### [PROBLEM TO WORK ON]
Report how many lines of these entries hold the string "this"; reply with the number alone.
-- Begin PROVIDED INFORMATION --
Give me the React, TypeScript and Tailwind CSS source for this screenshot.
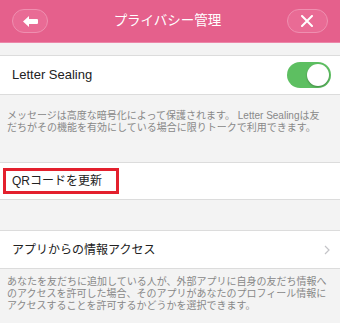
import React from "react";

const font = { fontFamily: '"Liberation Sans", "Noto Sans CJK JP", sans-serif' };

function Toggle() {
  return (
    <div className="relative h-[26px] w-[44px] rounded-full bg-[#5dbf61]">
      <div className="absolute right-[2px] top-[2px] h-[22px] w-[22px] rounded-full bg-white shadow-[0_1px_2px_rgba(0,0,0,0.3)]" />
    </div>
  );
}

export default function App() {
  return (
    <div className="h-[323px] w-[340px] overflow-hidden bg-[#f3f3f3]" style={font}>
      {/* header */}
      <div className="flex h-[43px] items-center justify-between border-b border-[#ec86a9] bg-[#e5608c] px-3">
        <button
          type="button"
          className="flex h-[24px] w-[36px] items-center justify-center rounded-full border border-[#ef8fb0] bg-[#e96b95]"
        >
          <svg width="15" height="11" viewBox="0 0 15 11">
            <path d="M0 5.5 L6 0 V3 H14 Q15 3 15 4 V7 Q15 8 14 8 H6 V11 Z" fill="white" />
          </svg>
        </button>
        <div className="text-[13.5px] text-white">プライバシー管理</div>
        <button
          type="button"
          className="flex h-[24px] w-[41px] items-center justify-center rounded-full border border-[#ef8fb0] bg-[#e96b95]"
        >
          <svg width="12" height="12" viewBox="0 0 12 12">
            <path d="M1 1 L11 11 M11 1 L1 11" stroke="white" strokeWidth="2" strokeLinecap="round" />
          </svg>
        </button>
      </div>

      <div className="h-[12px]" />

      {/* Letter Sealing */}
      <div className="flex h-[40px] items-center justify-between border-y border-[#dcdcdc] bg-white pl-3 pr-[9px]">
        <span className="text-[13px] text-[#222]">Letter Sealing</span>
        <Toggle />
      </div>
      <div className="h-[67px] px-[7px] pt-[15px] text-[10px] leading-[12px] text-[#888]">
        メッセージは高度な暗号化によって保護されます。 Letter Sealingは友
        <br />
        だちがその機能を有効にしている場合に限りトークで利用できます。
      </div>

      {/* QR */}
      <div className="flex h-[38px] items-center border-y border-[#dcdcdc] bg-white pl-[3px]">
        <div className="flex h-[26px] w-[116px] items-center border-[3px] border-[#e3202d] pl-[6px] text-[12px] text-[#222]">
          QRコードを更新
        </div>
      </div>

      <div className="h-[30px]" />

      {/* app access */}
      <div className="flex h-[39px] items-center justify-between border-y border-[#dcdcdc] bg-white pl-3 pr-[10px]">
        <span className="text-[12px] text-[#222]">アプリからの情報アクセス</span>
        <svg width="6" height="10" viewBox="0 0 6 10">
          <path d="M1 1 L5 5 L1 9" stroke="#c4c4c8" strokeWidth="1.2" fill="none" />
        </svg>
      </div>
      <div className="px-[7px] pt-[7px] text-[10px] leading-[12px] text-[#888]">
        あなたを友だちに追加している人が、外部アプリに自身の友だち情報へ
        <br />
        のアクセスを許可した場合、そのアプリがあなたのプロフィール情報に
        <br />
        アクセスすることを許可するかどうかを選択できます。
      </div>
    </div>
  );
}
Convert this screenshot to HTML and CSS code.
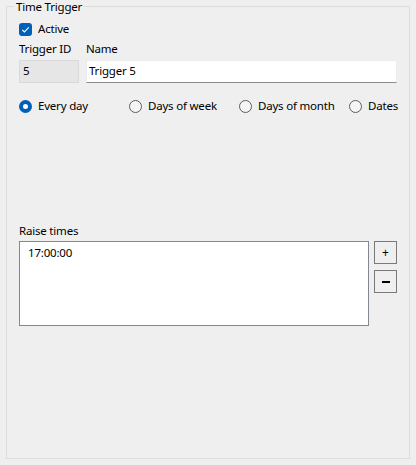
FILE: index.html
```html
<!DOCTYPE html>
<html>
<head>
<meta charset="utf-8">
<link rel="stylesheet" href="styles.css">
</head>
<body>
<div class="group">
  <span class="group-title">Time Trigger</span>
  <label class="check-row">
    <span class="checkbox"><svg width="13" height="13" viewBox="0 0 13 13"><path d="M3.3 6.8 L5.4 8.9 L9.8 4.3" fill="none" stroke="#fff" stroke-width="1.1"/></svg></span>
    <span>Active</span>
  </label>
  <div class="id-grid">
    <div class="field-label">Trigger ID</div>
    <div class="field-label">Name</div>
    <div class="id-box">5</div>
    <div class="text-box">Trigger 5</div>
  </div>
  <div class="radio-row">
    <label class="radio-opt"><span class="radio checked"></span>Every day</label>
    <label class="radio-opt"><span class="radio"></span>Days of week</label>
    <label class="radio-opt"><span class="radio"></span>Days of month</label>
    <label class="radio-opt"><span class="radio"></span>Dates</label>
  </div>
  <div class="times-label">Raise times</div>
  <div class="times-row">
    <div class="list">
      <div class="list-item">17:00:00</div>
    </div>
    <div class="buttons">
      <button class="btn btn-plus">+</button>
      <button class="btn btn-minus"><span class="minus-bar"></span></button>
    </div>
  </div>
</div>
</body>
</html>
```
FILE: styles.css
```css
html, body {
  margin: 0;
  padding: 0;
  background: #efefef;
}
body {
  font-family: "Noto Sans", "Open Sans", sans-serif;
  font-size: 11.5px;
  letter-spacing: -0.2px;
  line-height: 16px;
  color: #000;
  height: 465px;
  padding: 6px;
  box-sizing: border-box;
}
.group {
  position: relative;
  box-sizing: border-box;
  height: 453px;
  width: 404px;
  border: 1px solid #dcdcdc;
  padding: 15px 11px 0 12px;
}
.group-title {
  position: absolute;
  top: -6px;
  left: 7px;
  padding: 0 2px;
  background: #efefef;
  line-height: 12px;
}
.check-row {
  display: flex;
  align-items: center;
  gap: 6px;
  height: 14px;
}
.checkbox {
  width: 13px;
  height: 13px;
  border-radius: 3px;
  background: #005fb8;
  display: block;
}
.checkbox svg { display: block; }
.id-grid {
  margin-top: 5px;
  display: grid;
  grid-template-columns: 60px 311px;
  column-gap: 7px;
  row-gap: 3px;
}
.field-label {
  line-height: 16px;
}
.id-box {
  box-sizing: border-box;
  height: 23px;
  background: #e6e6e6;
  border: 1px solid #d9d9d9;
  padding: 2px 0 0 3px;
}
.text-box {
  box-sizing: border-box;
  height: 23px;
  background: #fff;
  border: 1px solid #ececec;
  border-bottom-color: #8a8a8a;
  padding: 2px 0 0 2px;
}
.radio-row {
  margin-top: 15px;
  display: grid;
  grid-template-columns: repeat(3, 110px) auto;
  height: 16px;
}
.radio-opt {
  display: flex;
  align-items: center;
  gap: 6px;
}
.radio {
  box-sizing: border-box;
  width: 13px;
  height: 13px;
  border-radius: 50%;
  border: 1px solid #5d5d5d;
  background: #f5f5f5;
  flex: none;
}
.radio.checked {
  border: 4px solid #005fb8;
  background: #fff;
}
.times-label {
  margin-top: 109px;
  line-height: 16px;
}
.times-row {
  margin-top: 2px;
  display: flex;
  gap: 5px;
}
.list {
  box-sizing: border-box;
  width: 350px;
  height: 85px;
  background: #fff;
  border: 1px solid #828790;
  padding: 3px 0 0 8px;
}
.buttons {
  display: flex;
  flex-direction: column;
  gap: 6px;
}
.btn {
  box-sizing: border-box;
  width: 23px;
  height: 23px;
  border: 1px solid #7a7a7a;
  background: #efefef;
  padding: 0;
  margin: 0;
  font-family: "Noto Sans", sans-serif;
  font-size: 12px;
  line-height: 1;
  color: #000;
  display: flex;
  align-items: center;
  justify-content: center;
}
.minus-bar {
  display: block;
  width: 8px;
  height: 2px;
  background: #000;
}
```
-- End PROVIDED INFORMATION --
### [FINISHED ANSWER]
2